For as long as people have talked about moving beyond fossil fuels, another tantalizing prospect has hovered over the horizon: the decline of resource-rich authoritarian countries and the rogue nonstate actors that depend on them. A world of reduced demand for coal, oil, and gas is a world in which Iran, Russia, and various al Qaeda supporters are significantly weakened. That would certainly qualify as good news.
But visiting Mozambique last week, I was reminded that not all of the losers from lower fossil-fuel demand will be the traditional bad guys. Mozambique's economy has tripled in size in the decade since the end of the country's 15-year-long civil war, but GDP per capita remains barely over $1,000 a head -- and highly concentrated among relatively wealthy elites. Leaders in Maputo, the capital, relied on international aid for 40 percent of the national budget last year.
But an end is in sight: Massive coal deposits and offshore natural gas are poised to end Mozambique's aid dependence and rapidly increase economic output. The most bullish projections are far from assured -- Mozambique suffers from a lack of skilled labor, regulatory capacity, and essential infrastructure. But perhaps the biggest unknown is demand for what the country hopes to sell. If the world were to sharply reduce its dependence on fossil fuels, appetite for Mozambique's exports would decline or vanish, likely leaving the country in considerably worse shape.

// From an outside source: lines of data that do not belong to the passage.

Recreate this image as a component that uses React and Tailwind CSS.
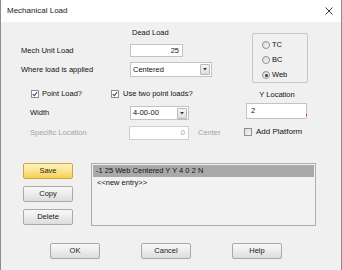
import React from "react";

const font = { fontFamily: '"Liberation Sans", Arial, sans-serif' };

const Btn = ({ children, yellow, className = "" }) => (
  <div
    className={`flex items-center justify-center h-[16px] w-[50px] rounded-[2px] border text-[7.5px] leading-[10px] text-[#1a1a1a] ${
      yellow
        ? "border-[#c9a84a] bg-gradient-to-b from-[#fdf2bd] via-[#fbe48a] to-[#f6cf4a]"
        : "border-[#a9a9a9] bg-gradient-to-b from-[#f8f8f8] via-[#ececec] to-[#dcdcdc]"
    } ${className}`}
  >
    {children}
  </div>
);

const Check = ({ checked }) => (
  <div
    className={`flex items-center justify-center w-[8px] h-[8px] border border-[#8e8f8f] ${
      checked ? "bg-white" : "bg-gradient-to-br from-[#dcdcdc] to-[#f6f6f6]"
    }`}
  >
    {checked && (
      <svg width="6" height="6" viewBox="0 0 6 6">
        <path d="M0.8 3.1 L2.4 4.7 L5.2 1" fill="none" stroke="#3c4f78" strokeWidth="1.1" />
      </svg>
    )}
  </div>
);

const Radio = ({ checked, label }) => (
  <div className="flex items-center gap-[2px] h-[10px]">
    <div className="flex items-center justify-center w-[8px] h-[8px] rounded-full border border-[#8e8f8f] bg-gradient-to-br from-[#d8d8d8] to-[#f8f8f8]">
      {checked && <div className="w-[3px] h-[3px] rounded-full bg-[#2b3a5a]" />}
    </div>
    <span>{label}</span>
  </div>
);

const DropBtn = () => (
  <div className="flex items-center justify-center w-[10px] h-[11px] border border-[#b8b8b8] rounded-[1px] bg-gradient-to-b from-[#f6f6f6] to-[#dedede]">
    <svg width="4" height="3" viewBox="0 0 4 3">
      <path d="M0 0 H4 L2 2.5 Z" fill="#404040" />
    </svg>
  </div>
);

export default function App() {
  return (
    <div
      style={font}
      className="w-[342px] h-[270px] flex flex-col border-x border-[#8c8c8c] bg-[#f0f0f0] text-[7.5px] leading-[10px] text-[#111] overflow-hidden"
    >
      {/* Title bar */}
      <div className="h-[22px] bg-white flex items-center justify-between pl-[6px] pr-[8px]">
        <span className="text-[8px] text-[#1a1a1a]">Mechanical Load</span>
        <svg width="8" height="8" viewBox="0 0 8 8">
          <path d="M0.5 0.5 L7.5 7.5 M7.5 0.5 L0.5 7.5" stroke="#222" strokeWidth="0.9" />
        </svg>
      </div>

      {/* Upper form */}
      <div className="flex pl-[20px]">
        <div className="w-[223px] flex flex-col">
          <div className="mt-[6px] ml-[111px] h-[10px]">Dead Load</div>
          <div className="mt-[6px] flex items-center h-[13px]">
            <span className="w-[109px]">Mech Unit Load</span>
            <div className="w-[53px] h-[13px] bg-white border border-[#c3c3c3] flex items-center justify-end pr-[3px]">
              25
            </div>
          </div>
          <div className="mt-[5px] flex items-center h-[15px]">
            <span className="w-[109px]">Where load is applied</span>
            <div className="w-[82px] h-[15px] bg-white border border-[#c3c3c3] flex items-center justify-between pl-[2px] pr-[1px]">
              <span>Centered</span>
              <DropBtn />
            </div>
          </div>
          <div className="mt-[12px] flex items-center h-[10px]">
            <div className="ml-[10px] flex items-center gap-[3px] w-[80px]">
              <Check checked />
              <span>Point Load?</span>
            </div>
            <div className="flex items-center gap-[4px]">
              <Check checked />
              <span>Use two point loads?</span>
            </div>
          </div>
          <div className="mt-[7px] flex items-center h-[14px]">
            <span className="ml-[9px] w-[100px]">Width</span>
            <div className="w-[59px] h-[14px] bg-white border border-[#c3c3c3] flex items-center justify-between pl-[2px] pr-[1px]">
              <span>4-00-00</span>
              <DropBtn />
            </div>
          </div>
          <div className="mt-[6px] flex items-center h-[14px] text-[#a3a3a3]">
            <span className="ml-[9px] w-[99px]">Specific Location</span>
            <div className="w-[60px] h-[14px] bg-white border border-[#cfcfcf] flex items-center justify-end pr-[3px]">
              0
            </div>
            <span className="ml-[9px]">Center</span>
          </div>
        </div>

        <div className="w-[66px] flex flex-col">
          <div className="mt-[11px] ml-[8px] w-[56px] h-[50px] border border-[#c6c6c6] rounded-[2px] flex flex-col gap-[5px] pl-[9px] pt-[6px]">
            <Radio label="TC" />
            <Radio label="BC" />
            <Radio checked label="Web" />
          </div>
          <div className="mt-[7px] ml-[2px] w-[62px] text-center h-[10px]">Y Location</div>
          <div className="relative mt-[3px] ml-[2px] w-[61px] h-[16px] bg-white border border-[#c3c3c3] flex items-center pl-[4px]">
            2
            <div className="absolute right-[-1px] bottom-[2px] w-[1px] h-[2px] bg-[#e02020]" />
          </div>
          <div className="mt-[8px] flex items-center gap-[4px] h-[10px]">
            <Check />
            <span className="text-[8px]">Add Platform</span>
          </div>
        </div>
      </div>

      {/* List section */}
      <div className="flex mt-[23px] pl-[22px]">
        <div className="flex flex-col gap-[7px]">
          <Btn yellow>Save</Btn>
          <Btn>Copy</Btn>
          <Btn>Delete</Btn>
        </div>
        <div className="ml-[18px] w-[225px] h-[63px] border border-[#adadad] bg-[#f2f2f2] p-[1px]">
          <div className="h-[12px] bg-[#a9a9a9] flex items-center pl-[3px] text-[#151515]">
            -1 25 Web Centered Y Y 4 0 2 N
          </div>
          <div className="h-[12px] flex items-center pl-[4px]">&lt;&lt;new entry&gt;&gt;</div>
        </div>
      </div>

      {/* Bottom buttons */}
      <div className="flex mt-[17px] pl-[49px] gap-[41px]">
        <Btn>OK</Btn>
        <Btn>Cancel</Btn>
        <Btn>Help</Btn>
      </div>
    </div>
  );
}
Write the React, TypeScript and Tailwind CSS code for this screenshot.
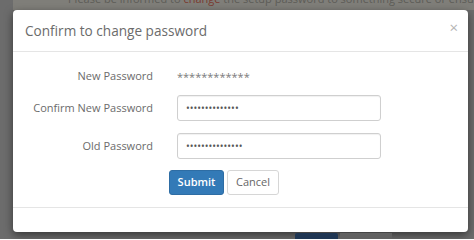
import React from 'react';

const font = { fontFamily: '"Open Sans", "Noto Sans", sans-serif' };

const App: React.FC = () => {
  return (
    <div className="w-[474px] h-[239px] overflow-hidden bg-[#6c6c6c] flex flex-col" style={font}>
      {/* page behind the backdrop, top edge */}
      <div className="h-[10px] overflow-hidden flex items-start bg-[#7f7e79] ml-[13px]">
        <div className="w-[22px] h-[5px] ml-[39px] bg-[#4e3a1e] rounded-b-[2px]" />
        <div className="ml-[16px] -mt-[8px] text-[11px] leading-[14px] text-[#5d5c57] whitespace-nowrap">
          Please be informed to <span className="text-[#7a3a2f]">change</span> the setup password to something secure or ensure
        </div>
      </div>

      {/* modal */}
      <div className="ml-[13px] w-[455px] h-[222px] bg-white rounded-[4px] shadow-[0_3px_9px_rgba(0,0,0,0.5)] flex flex-col">
        <div className="h-[42px] flex items-center justify-between px-[12px] border-b border-[#e5e5e5]">
          <h4 className="text-[13.6px] text-[#6b6b6b] leading-none">Confirm to change password</h4>
          <button className="text-[15px] leading-none text-[#b4b4b4] -mt-[6px] -mr-[2px]">×</button>
        </div>

        <div className="flex-1 pl-[12px] pt-[11px] border-b border-[#e5e5e5] text-[11px] text-[#6b6b6b]">
          <div className="flex items-center h-[26px]">
            <label className="w-[128px] text-right">New Password</label>
            <span className="ml-[24px] text-[#7a7a7a] pt-[2px]">************</span>
          </div>
          <div className="flex items-center h-[26px] mt-[6px]">
            <label className="w-[128px] text-right">Confirm New Password</label>
            <input
              type="password"
              readOnly
              value="12345678901234"
              className="ml-[24px] w-[204px] h-[26px] px-[8px] border border-[#cfcfcf] rounded-[3px] text-[10px] text-[#555] shadow-[inset_0_1px_1px_rgba(0,0,0,0.06)] outline-none"
            />
          </div>
          <div className="flex items-center h-[26px] mt-[12px]">
            <label className="w-[128px] text-right">Old Password</label>
            <input
              type="password"
              readOnly
              value="123456789012345"
              className="ml-[24px] w-[204px] h-[26px] px-[8px] border border-[#cfcfcf] rounded-[3px] text-[10px] text-[#555] shadow-[inset_0_1px_1px_rgba(0,0,0,0.06)] outline-none"
            />
          </div>
          <div className="flex gap-[3px] mt-[11px] ml-[144px]">
            <button className="w-[55px] h-[25px] rounded-[3px] bg-[#337ab7] border border-[#2e6da4] text-white text-[11px] font-semibold">
              Submit
            </button>
            <button className="w-[52px] h-[25px] rounded-[3px] bg-white border border-[#d6d6d6] text-[#666] text-[11px]">
              Cancel
            </button>
          </div>
        </div>

        <div className="h-[24px]" />
      </div>

      {/* page behind the backdrop, bottom edge */}
      <div className="flex-1 flex pt-[1px]">
        <div className="ml-[295px] w-[43px] bg-[#1f3653] rounded-t-[2px]" />
        <div className="ml-[2px] w-[52px] bg-[#616161]" />
      </div>
    </div>
  );
};

export default App;
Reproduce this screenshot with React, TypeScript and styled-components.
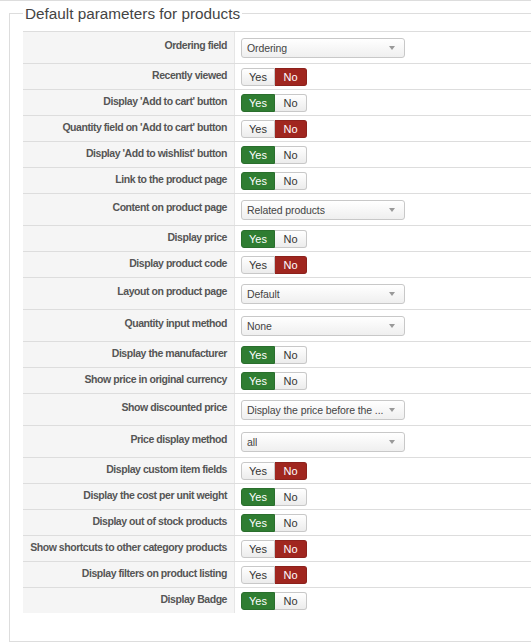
import React from 'react';
import styled, { createGlobalStyle } from 'styled-components';

const GlobalStyle = createGlobalStyle`
  html, body {
    margin: 0;
    padding: 0;
    background: #fff;
    overflow: hidden;
  }
  body {
    font-family: "Liberation Sans", Arial, sans-serif;
    color: #333;
  }
`;

const Page = styled.div`
  width: 620px;
  border-top: 1px solid #ddd;
  padding: 0 0 0 9px;
`;

const Fieldset = styled.fieldset`
  margin: 4px 0 0 0;
  padding: 9px 13px 28px 13px;
  border: 1px solid #ddd;
  min-width: 0;
`;

const Legend = styled.legend`
  padding: 0 2px;
  margin-left: 0;
  font-size: 15.3px;
  line-height: 17px;
  color: #444;
`;

const Table = styled.div`
  display: flex;
  flex-direction: column;
`;

const Row = styled.div<{ $tall?: boolean }>`
  display: flex;
  box-sizing: border-box;
  height: ${p => (p.$tall ? 32 : 26)}px;
  border-top: 1px solid #ddd;
`;

const Label = styled.div<{ $tall?: boolean }>`
  width: 212px;
  flex-shrink: 0;
  box-sizing: border-box;
  background: #f5f5f5;
  border-right: 1px solid #e6e6e6;
  padding: ${p => (p.$tall ? 7 : 5)}px 7px 0 0;
  text-align: right;
  font-size: 10.5px;
  line-height: 13px;
  font-weight: bold;
  letter-spacing: -0.45px;
  color: #555;
  white-space: nowrap;
`;

const Control = styled.div`
  display: flex;
  align-items: center;
  padding: 0 6px;
`;

const Toggle = styled.div`
  display: flex;
  height: 18px;
`;

const ToggleButton = styled.span<{ $active: boolean; $tone: 'yes' | 'no'; $w: number }>`
  box-sizing: border-box;
  width: ${p => p.$w}px;
  display: flex;
  align-items: center;
  justify-content: center;
  font-size: 11px;
  border: 1px solid ${p => (p.$active ? (p.$tone === 'yes' ? '#2a6e2d' : '#8c211c') : '#c8c8c8')};
  background: ${p =>
    p.$active
      ? p.$tone === 'yes'
        ? '#2f7d32'
        : '#a0261f'
      : 'linear-gradient(#ffffff, #ececec)'};
  color: ${p => (p.$active ? '#fff' : '#333')};
  &:first-child {
    border-radius: 3px 0 0 3px;
  }
  &:last-child {
    border-radius: 0 3px 3px 0;
    border-left: none;
  }
`;

const Select = styled.div`
  box-sizing: border-box;
  width: 164px;
  height: 20px;
  display: flex;
  align-items: center;
  justify-content: space-between;
  gap: 6px;
  padding: 0 9px 0 5px;
  border: 1px solid #c8c8c8;
  border-radius: 3px;
  background: linear-gradient(#ffffff, #efefef);
  font-size: 10.5px;
  letter-spacing: -0.1px;
  color: #444;
`;

const SelectValue = styled.span`
  white-space: nowrap;
  overflow: hidden;
`;

const Caret = styled.span`
  flex-shrink: 0;
  width: 0;
  height: 0;
  border-left: 3px solid transparent;
  border-right: 3px solid transparent;
  border-top: 4px solid #999;
`;

type Field =
  | { label: string; kind: 'select'; value: string }
  | { label: string; kind: 'toggle'; yes: boolean };

const fields: Field[] = [
  { label: 'Ordering field', kind: 'select', value: 'Ordering' },
  { label: 'Recently viewed', kind: 'toggle', yes: false },
  { label: "Display 'Add to cart' button", kind: 'toggle', yes: true },
  { label: "Quantity field on 'Add to cart' button", kind: 'toggle', yes: false },
  { label: "Display 'Add to wishlist' button", kind: 'toggle', yes: true },
  { label: 'Link to the product page', kind: 'toggle', yes: true },
  { label: 'Content on product page', kind: 'select', value: 'Related products' },
  { label: 'Display price', kind: 'toggle', yes: true },
  { label: 'Display product code', kind: 'toggle', yes: false },
  { label: 'Layout on product page', kind: 'select', value: 'Default' },
  { label: 'Quantity input method', kind: 'select', value: 'None' },
  { label: 'Display the manufacturer', kind: 'toggle', yes: true },
  { label: 'Show price in original currency', kind: 'toggle', yes: true },
  { label: 'Show discounted price', kind: 'select', value: 'Display the price before the ...' },
  { label: 'Price display method', kind: 'select', value: 'all' },
  { label: 'Display custom item fields', kind: 'toggle', yes: false },
  { label: 'Display the cost per unit weight', kind: 'toggle', yes: true },
  { label: 'Display out of stock products', kind: 'toggle', yes: true },
  { label: 'Show shortcuts to other category products', kind: 'toggle', yes: false },
  { label: 'Display filters on product listing', kind: 'toggle', yes: false },
  { label: 'Display Badge', kind: 'toggle', yes: true },
];

const App = () => {
  return (
    <>
      <GlobalStyle />
      <Page>
        <Fieldset>
          <Legend>Default parameters for products</Legend>
          <Table>
            {fields.map(f => {
              const tall = f.kind === 'select';
              return (
                <Row key={f.label} $tall={tall}>
                  <Label $tall={tall}>{f.label}</Label>
                  <Control>
                    {f.kind === 'select' ? (
                      <Select>
                        <SelectValue>{f.value}</SelectValue>
                        <Caret />
                      </Select>
                    ) : (
                      <Toggle>
                        <ToggleButton $active={f.yes} $tone="yes" $w={34}>Yes</ToggleButton>
                        <ToggleButton $active={!f.yes} $tone="no" $w={32}>No</ToggleButton>
                      </Toggle>
                    )}
                  </Control>
                </Row>
              );
            })}
          </Table>
        </Fieldset>
      </Page>
    </>
  );
};

export default App;
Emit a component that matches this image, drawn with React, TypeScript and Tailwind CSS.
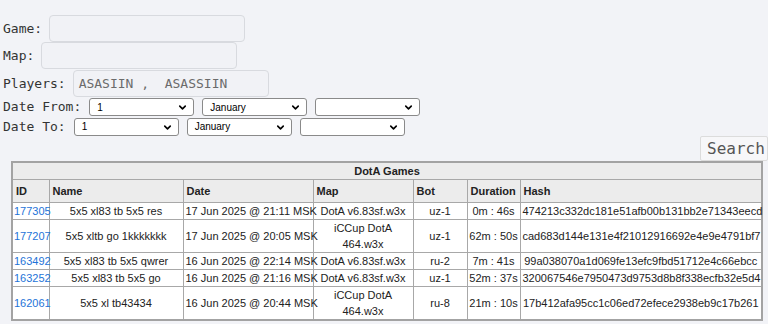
import { ChevronDown } from "lucide-react";

const games = [
  { id: "177305", name: "5x5 xl83 tb 5x5 res", date: "17 Jun 2025 @ 21:11 MSK", map: "DotA v6.83sf.w3x", bot: "uz-1", dur: "0m : 46s", hash: "474213c332dc181e51afb00b131bb2e71343eecd" },
  { id: "177207", name: "5x5 xltb go 1kkkkkkk", date: "17 Jun 2025 @ 20:05 MSK", map: "iCCup DotA 464.w3x", bot: "uz-1", dur: "62m : 50s", hash: "cad683d144e131e4f21012916692e4e9e4791bf7" },
  { id: "163492", name: "5x5 xl83 tb 5x5 qwrer", date: "16 Jun 2025 @ 22:14 MSK", map: "DotA v6.83sf.w3x", bot: "ru-2", dur: "7m : 41s", hash: "99a038070a1d069fe13efc9fbd51712e4c66ebcc" },
  { id: "163252", name: "5x5 xl83 tb 5x5 go", date: "16 Jun 2025 @ 21:16 MSK", map: "DotA v6.83sf.w3x", bot: "uz-1", dur: "52m : 37s", hash: "320067546e7950473d9753d8b8f338ecfb32e5d4" },
  { id: "162061", name: "5x5 xl tb43434", date: "16 Jun 2025 @ 20:44 MSK", map: "iCCup DotA 464.w3x", bot: "ru-8", dur: "21m : 10s", hash: "17b412afa95cc1c06ed72efece2938eb9c17b261" },
];

function Select({ value }: { value: string }) {
  return (
    <div className="relative w-[105px] h-[18px] bg-white border border-[#8a8a8a] rounded-[3px] flex items-center pl-[7px] text-[10px] text-black font-['Liberation_Sans',Arial,sans-serif]">
      <span>{value}</span>
      <ChevronDown className="absolute right-[5px] top-[3px] w-[11px] h-[11px]" strokeWidth={3.5} />
    </div>
  );
}

function TextRow({ label, value }: { label: string; value?: string }) {
  return (
    <div className="flex items-center h-[27px] pl-[3px]">
      <span className="mr-[7px]">{label}</span>
      <div className="w-[196px] h-[27px] border border-[#d8dadf] rounded-[4px] bg-[#f1f2f6] flex items-center pl-[5px] text-[#6b6b6b] whitespace-pre">
        {value}
      </div>
    </div>
  );
}

export default function App() {
  return (
    <div className="min-h-[324px] w-[768px] overflow-hidden bg-[#f2f3f7] font-['DejaVu_Sans_Mono',monospace] text-[13px] text-[#333]">
      <div className="pt-[15px]">
        <TextRow label="Game:" />
        <TextRow label="Map:" />
        <div className="h-[1px]" />
        <TextRow label="Players:" value="ASASIIN ,  ASASSIIN" />
        <div className="flex items-center gap-[8px] pl-[3px] mt-[1px] h-[18px]">
          <span>Date From:</span>
          <Select value="1" />
          <Select value="January" />
          <Select value="" />
        </div>
        <div className="flex items-center gap-[8px] pl-[3px] mt-[1px] h-[19px]">
          <span>Date To:</span>
          <Select value="1" />
          <Select value="January" />
          <Select value="" />
        </div>
        <div className="flex justify-end">
          <button className="h-[25px] w-[68px] border border-[#dcdcdc] bg-[#f7f7f9] rounded-[2px] text-[16px] text-[#555] pl-[6px] text-left">
            Search
          </button>
        </div>
        <table className="ml-[11px] w-[750px] border-collapse border-2 border-[#a3a3a3] bg-white text-[11px] leading-[16px] text-[#222] font-['Liberation_Sans',Arial,sans-serif] table-fixed">
          <colgroup>
            <col className="w-[37px]" />
            <col className="w-[134px]" />
            <col className="w-[130px]" />
            <col className="w-[100px]" />
            <col className="w-[54px]" />
            <col className="w-[53px]" />
            <col className="w-[242px]" />
          </colgroup>
          <thead>
            <tr className="bg-[#ececec]">
              <th colSpan={7} className="border border-[#a8a8a8] font-bold text-center h-[17px] py-0">
                DotA Games
              </th>
            </tr>
            <tr className="bg-[#ececec] text-left">
              {["ID", "Name", "Date", "Map", "Bot", "Duration", "Hash"].map((h) => (
                <th key={h} className="border border-[#a8a8a8] font-bold px-[3px] h-[23px]">
                  {h}
                </th>
              ))}
            </tr>
          </thead>
          <tbody>
            {games.map((g) => (
              <tr key={g.id}>
                <td className="border border-[#a8a8a8] px-[1px] text-[#1e73d8]">{g.id}</td>
                <td className="border border-[#a8a8a8] px-[2px] text-center">{g.name}</td>
                <td className="border border-[#a8a8a8] px-[2px] whitespace-nowrap">{g.date}</td>
                <td className="border border-[#a8a8a8] px-[2px] text-center">{g.map}</td>
                <td className="border border-[#a8a8a8] px-[2px] text-center">{g.bot}</td>
                <td className="border border-[#a8a8a8] px-[1px] text-center whitespace-nowrap">{g.dur}</td>
                <td className="border border-[#a8a8a8] px-[2px] text-center whitespace-nowrap">{g.hash}</td>
              </tr>
            ))}
          </tbody>
        </table>
      </div>
    </div>
  );
}
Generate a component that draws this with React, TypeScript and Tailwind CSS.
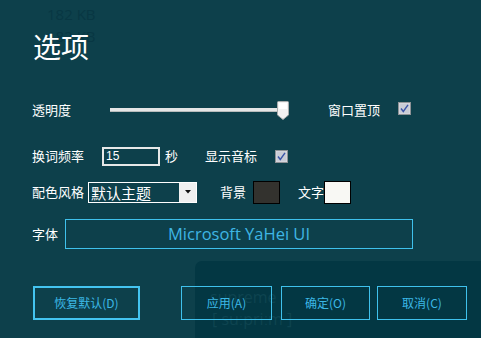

Mozambique is hardly the only country that would face this predicament. Africa in particular is packed with countries for which resource extraction appears to be the only viable first rung on the road to economic growth. Others in Central and Southeast Asia, Latin America, and the South Pacific confront similar prospects. Some plan to sell oil, gas, or coal. Others foresee extracting minerals like iron ore and bauxite, the processing of which requires massive amounts of fossil fuels. In a carbon-constrained world, however, consumers would need to cut back on their use of these minerals.
Resource wealth is, of course, far from a guarantee of prosperity. Indeed, it can often bring the opposite: corruption, violence, and economic distortions that crowd out manufacturing and other industries, often deepening inequality in the process. But save for a few lucky countries like Costa Rica that have become favorite tourist destinations, there are few alternatives to resource extraction for many of the poorest developing countries. Development economist Paul Collier argues this point well in his powerful 2010 book, The Plundered Planet. The best alternative to suffering the resource curse, he explains, isn't necessarily forgoing resource development. It's harnessing revenues from resource extraction more effectively for broad and sustainable social and economic good.
But while a great deal of effort has been expended looking at how low-carbon development could work in resource-consuming developing countries, very little time has been spent considering what it would look like for resource-rich developing countries. Entire careers are spent devising ideas for how China could power its economy using nuclear energy and renewable fuels, or how India could boost its resource efficiency. Not so when it comes to the travails of resource-rich countries. Many rightly mock demands for compensation from of the likes of Saudi Arabia, which would be hurt by reduced oil exports, but few stop to think about others that would suffer.